The School of Public & International Affairs is home to several research institutes and centers.

- The Ford Institute for Human Security was established at the University of Pittsburgh as a result of an endowment gift from Ford Motor Company. The mission of the Institute is to conduct research that focuses on transnational threats to the human rights of civilian populations, The Institute's function is to generate independent research, disseminate policy papers, and advocate nonpartisan policy proposals to domestic and international policymakers.
- The Matthew B. Ridgway Center for International Security Studies is dedicated to educating the next generation of security analysts and to producing scholarship and impartial analysis that informs the options available to policymakers dealing with international and human security on a global scale. The Ridgway research program analyzes the security dynamics of the 21st century global environment, concentrating on rapidly evolving and emerging threats.
- The Center for Metropolitan Studies connects the academic programs at SPIA with state and local governments, federal agencies, regional governance institutions, and nonprofit organizations in the United States to address real time problems they are confronting. The Center for Metropolitan Studies houses CONNECT, an organization that promotes cooperation and collaboration between the City of Pittsburgh and the municipalities that comprise Pittsburgh's urban core.
- The Johnson Institute for Responsible Leadership provides students, faculty and the community at large with opportunities to engage in disciplined reflections and rigorous inquiry on issues of ethics and accountability that are of particular interest to the public and nonprofit sectors.
- Center for Disaster Management provides a school-wide locus to support research, education, and training projects that focus on extreme events. Its goal is to develop a coherent approach for research and analysis on policy issues related to disaster risk reduction and management that cross interorganizational, interdisciplinary, and interjurisdictional boundaries.

==Special programs==

- The Philanthropy Forum provides a university-based platform for national dialogue with thinkers and practitioners in the field of philanthropy and engages in research on the history and contemporary contributions of philanthropy to local, national, and global communities.
- The Roscoe Robinson Jr.
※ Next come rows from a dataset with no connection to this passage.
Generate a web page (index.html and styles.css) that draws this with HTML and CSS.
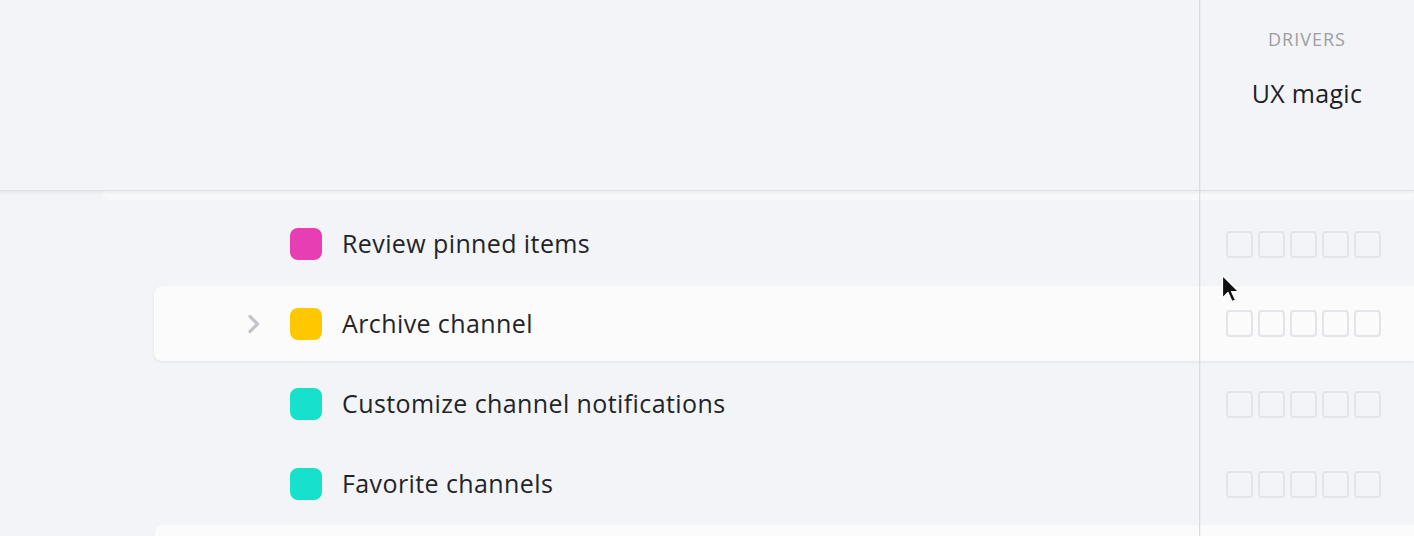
FILE: index.html
```html
<!DOCTYPE html>
<html>
<head>
<meta charset="utf-8">
<link rel="stylesheet" href="styles.css">
</head>
<body>
<div class="page">
  <header class="header">
    <div class="header-main"></div>
    <div class="header-col">
      <div class="col-label">DRIVERS</div>
      <div class="col-title">UX magic</div>
    </div>
  </header>
  <div class="peek-top"></div>
  <div class="list">
    <div class="row">
      <div class="row-main">
        <span class="toggle"></span>
        <span class="swatch pink"></span>
        <span class="row-text">Review pinned items</span>
      </div>
      <div class="boxes"><span class="box"></span><span class="box"></span><span class="box"></span><span class="box"></span><span class="box"></span></div>
    </div>
    <div class="row row-hover">
      <div class="row-main">
        <span class="toggle"><svg width="14" height="20" viewBox="0 0 14 20"><path d="M3 2.5 L10.5 10 L3 17.5" fill="none" stroke="#c3c5ca" stroke-width="3.2" stroke-linecap="round" stroke-linejoin="round"/></svg></span>
        <span class="swatch yellow"></span>
        <span class="row-text">Archive channel</span>
      </div>
      <div class="boxes"><span class="box"></span><span class="box"></span><span class="box"></span><span class="box"></span><span class="box"></span></div>
    </div>
    <div class="row">
      <div class="row-main">
        <span class="toggle"></span>
        <span class="swatch teal"></span>
        <span class="row-text">Customize channel notifications</span>
      </div>
      <div class="boxes"><span class="box"></span><span class="box"></span><span class="box"></span><span class="box"></span><span class="box"></span></div>
    </div>
    <div class="row">
      <div class="row-main">
        <span class="toggle"></span>
        <span class="swatch teal"></span>
        <span class="row-text">Favorite channels</span>
      </div>
      <div class="boxes"><span class="box"></span><span class="box"></span><span class="box"></span><span class="box"></span><span class="box"></span></div>
    </div>
  </div>
  <div class="peek-bottom"></div>
  <div class="divider"></div>
  <svg class="cursor" width="22" height="34" viewBox="0 0 22 34"><path d="M1.5 1.5 L1.5 24 L7 18.5 L11 27.5 L14.5 26 L10.5 17.5 L17.5 17.5 Z" fill="#111" stroke="#fff" stroke-width="1.2" stroke-linejoin="round"/></svg>
</div>
</body>
</html>
```
FILE: styles.css
```css
html, body {
  margin: 0;
  padding: 0;
  background: #f2f4f7;
}
.page {
  position: relative;
  width: 1414px;
  height: 536px;
  overflow: hidden;
  font-family: "Open Sans", "Liberation Sans", sans-serif;
  color: #222428;
}
.header {
  display: flex;
  height: 190px;
  border-bottom: 1px solid #dcdfe3;
  box-shadow: 0 2px 3px rgba(0, 0, 0, 0.05);
  position: relative;
  z-index: 2;
}
.header-main {
  flex: 0 0 1200px;
}
.header-col {
  flex: 1;
  display: flex;
  flex-direction: column;
  align-items: center;
  padding-top: 27px;
}
.col-label {
  font-size: 18px;
  letter-spacing: 1px;
  color: #9c9ea3;
  line-height: 24px;
}
.col-title {
  margin-top: 26px;
  font-size: 25px;
  letter-spacing: 0.3px;
  line-height: 32px;
  color: #1f2125;
}
.peek-top {
  margin-left: 103px;
  height: 9px;
  background: #f8f9fa;
  border-radius: 0 0 6px 6px;
}
.list {
  padding-top: 4px;
}
.row {
  display: flex;
  align-items: center;
  height: 80px;
  margin-left: 154px;
}
.row-hover {
  height: 75px;
  margin-top: 2px;
  margin-bottom: 3px;
  background: #fbfbfc;
  border-radius: 8px 0 0 8px;
  box-shadow: 0 1px 3px rgba(0, 0, 0, 0.08);
}
.row-main {
  flex: 0 0 1046px;
  display: flex;
  align-items: center;
  padding-left: 90px;
  box-sizing: border-box;
}
.toggle {
  width: 20px;
  height: 20px;
  margin-right: 26px;
  display: flex;
  align-items: center;
  justify-content: center;
}
.swatch {
  width: 32px;
  height: 32px;
  border-radius: 8px;
  margin-right: 20px;
}
.pink { background: #e83eb4; }
.yellow { background: #ffc700; }
.teal { background: #17e0cc; }
.row-text {
  font-size: 25px;
  letter-spacing: 0.4px;
  line-height: 32px;
  margin-top: -2px;
  color: #222428;
}
.boxes {
  display: flex;
  gap: 5px;
  padding-left: 26px;
}
.box {
  width: 23px;
  height: 23px;
  border: 2px solid #e3e5e8;
  border-radius: 4px;
}
.peek-bottom {
  margin-left: 155px;
  height: 20px;
  margin-top: 1px;
  background: #fbfbfc;
  border-radius: 8px 0 0 0;
}
.divider {
  position: absolute;
  top: 0;
  bottom: 0;
  left: 1199px;
  width: 1px;
  background: #d9dce0;
  box-shadow: 1px 0 1px rgba(0, 0, 0, 0.04);
  z-index: 3;
}
.cursor {
  position: absolute;
  left: 1221px;
  top: 274px;
  z-index: 5;
}
```
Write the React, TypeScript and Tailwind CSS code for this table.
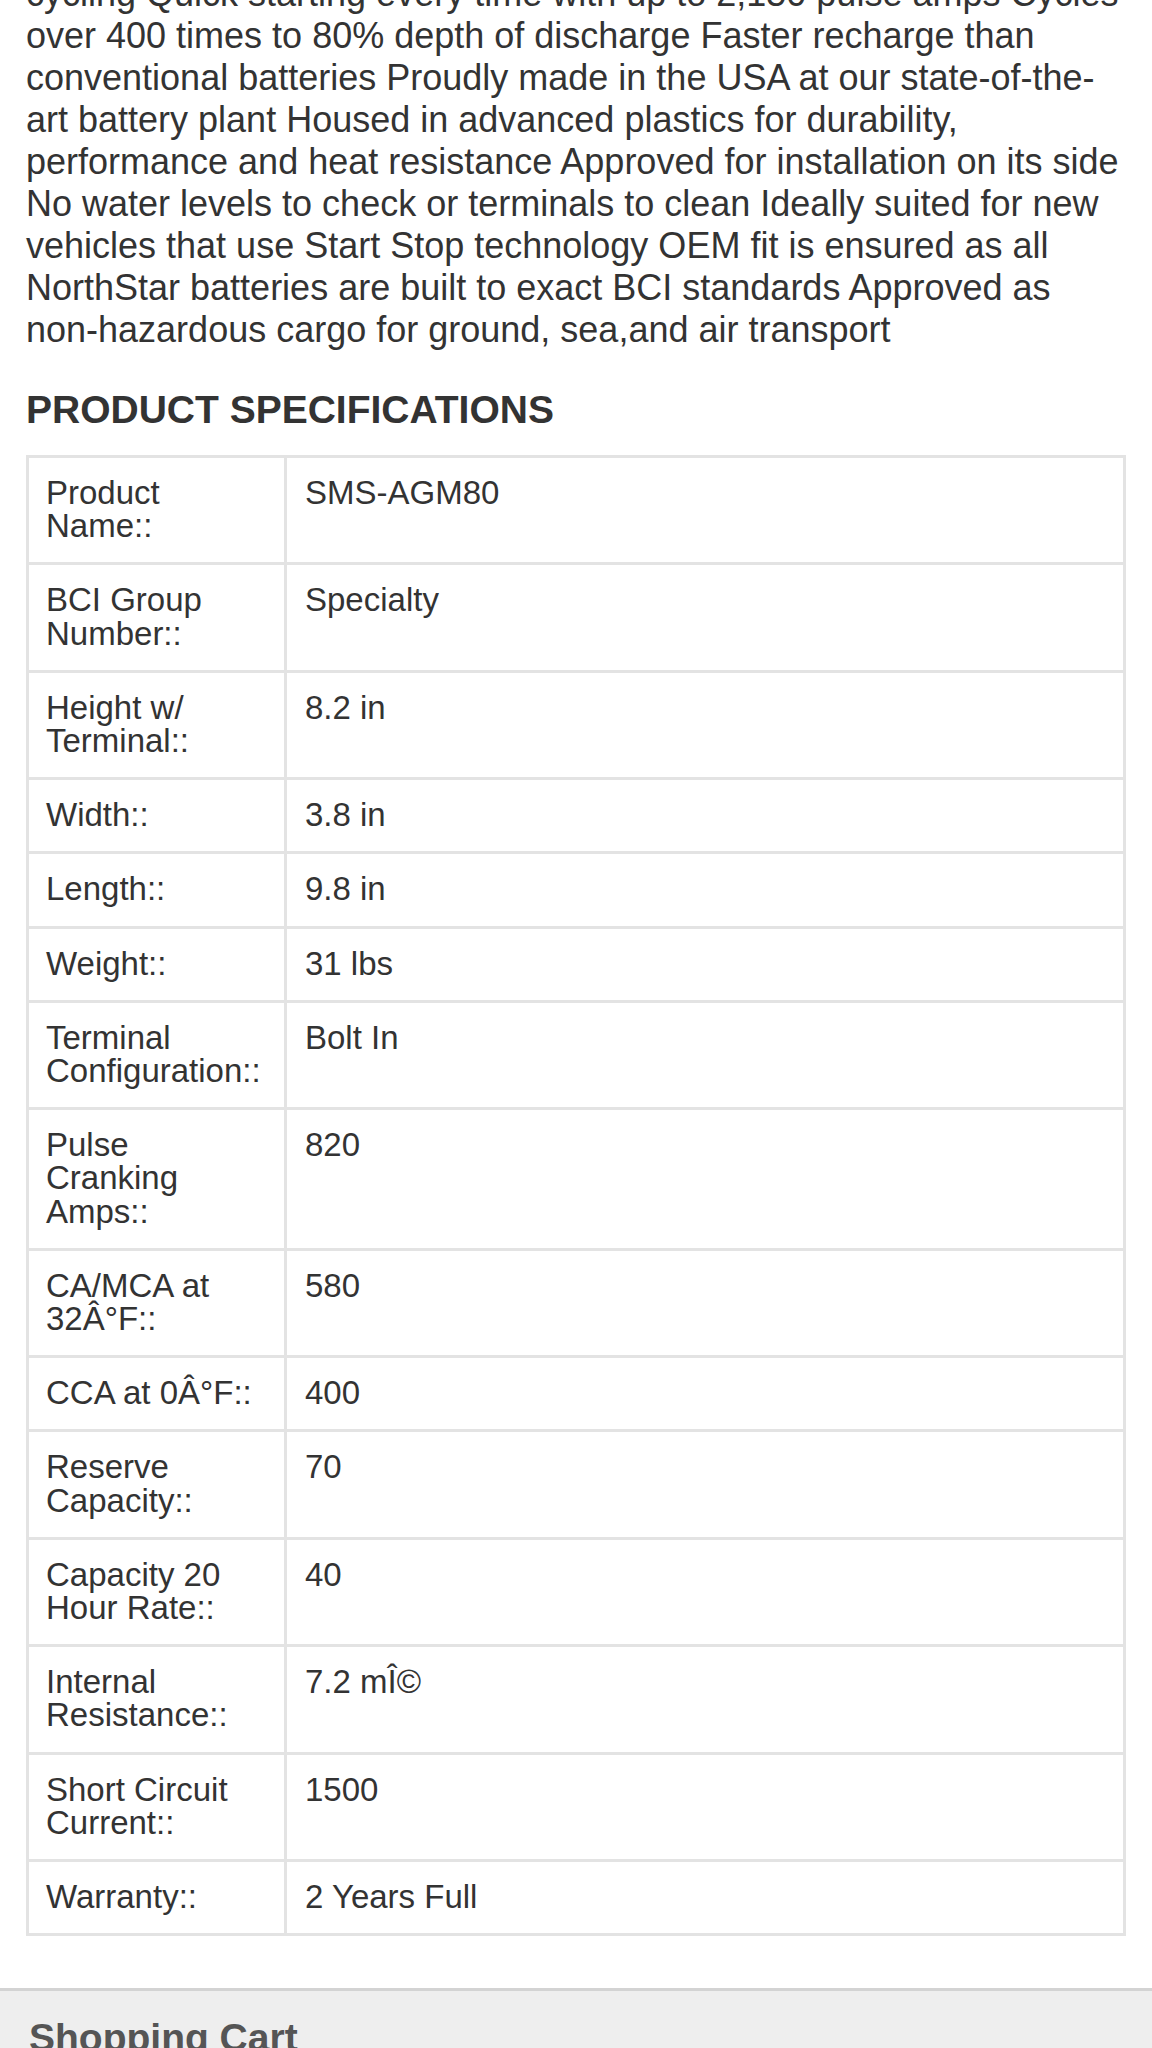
const specs: { label: string; value: string }[] = [
  { label: "Product Name::", value: "SMS-AGM80" },
  { label: "BCI Group Number::", value: "Specialty" },
  { label: "Height w/ Terminal::", value: "8.2 in" },
  { label: "Width::", value: "3.8 in" },
  { label: "Length::", value: "9.8 in" },
  { label: "Weight::", value: "31 lbs" },
  { label: "Terminal Configuration::", value: "Bolt In" },
  { label: "Pulse Cranking Amps::", value: "820" },
  { label: "CA/MCA at 32Â°F::", value: "580" },
  { label: "CCA at 0Â°F::", value: "400" },
  { label: "Reserve Capacity::", value: "70" },
  { label: "Capacity 20 Hour Rate::", value: "40" },
  { label: "Internal Resistance::", value: "7.2 mÎ©" },
  { label: "Short Circuit Current::", value: "1500" },
  { label: "Warranty::", value: "2 Years Full" },
];

const description =
  "cycling Quick starting every time with up to 2,150 pulse amps Cycles over 400 times to 80% depth of discharge Faster recharge than conventional batteries Proudly made in the USA at our state-of-the-art battery plant Housed in advanced plastics for durability, performance and heat resistance Approved for installation on its side No water levels to check or terminals to clean Ideally suited for new vehicles that use Start Stop technology OEM fit is ensured as all NorthStar batteries are built to exact BCI standards Approved as non-hazardous cargo for ground, sea,and air transport";

function SpecRow({ label, value }: { label: string; value: string }) {
  return (
    <tr>
      <td className="w-[258px] border-[3px] border-[#e3e3e3] pt-[18px] pb-[20px] pl-[17px] pr-[16px] align-top">
        {label}
      </td>
      <td className="border-[3px] border-[#e3e3e3] pt-[18px] pb-[20px] pl-[18px] pr-4 align-top">
        {value}
      </td>
    </tr>
  );
}

export default function App() {
  return (
    <div className="min-h-[2048px] overflow-hidden bg-white font-['Liberation_Sans',Arial,sans-serif] text-[#333]">
      <div className="px-[26px]">
        <p className="-mt-[27px] text-[36px] leading-[42px]">{description}</p>
        <h2 className="mt-[37px] text-[39px] font-bold leading-[44px]">
          PRODUCT SPECIFICATIONS
        </h2>
        <table className="mt-[23px] w-full border-collapse text-[33px] leading-[33.2px]">
          <tbody>
            {specs.map((spec) => (
              <SpecRow key={spec.label} label={spec.label} value={spec.value} />
            ))}
          </tbody>
        </table>
      </div>
      <div className="mt-[52px] border-t-[3px] border-[#d3d3d3] bg-[#eeeeee] px-[29px] pt-[25px] pb-16">
        <h2 className="text-[39px] font-bold leading-[44px] text-[#555]">
          Shopping Cart
        </h2>
      </div>
    </div>
  );
}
Memorial Lecture Series promotes discussion and understanding of key issues related to diversity in public service. The series features annual lectures in honor of the late Roscoe Robinson Jr., the first African American U.S. Army four-star general who earned his degree at SPIA in 1964.
- The International Political Economy Colloquium provides a forum for IPE scholars to present their works in progress.
- The Symposium on Political Violence is a joint undertaking co-sponsored with the Department of Political Science, and the Ridgway Center. The Symposium provides a forum both for external scholars and for faculty and graduate students in SPIA and the Department of Political Science at Pitt to present their research on political violence.

==SPIA student organizations==
- SPIA Student Cabinet
- Purposeful Penny - a student charity organization benefiting Bright Kids Uganda and Urban Impact
- NABU - represents the interests of the PhD student community
- AGORA - Professional & Academic Development
- EU and the World
- Pitt Political Review (SPIA issue)
- International Student Initiative - bridges the gap between international and domestic students at SPIA with social and professional events.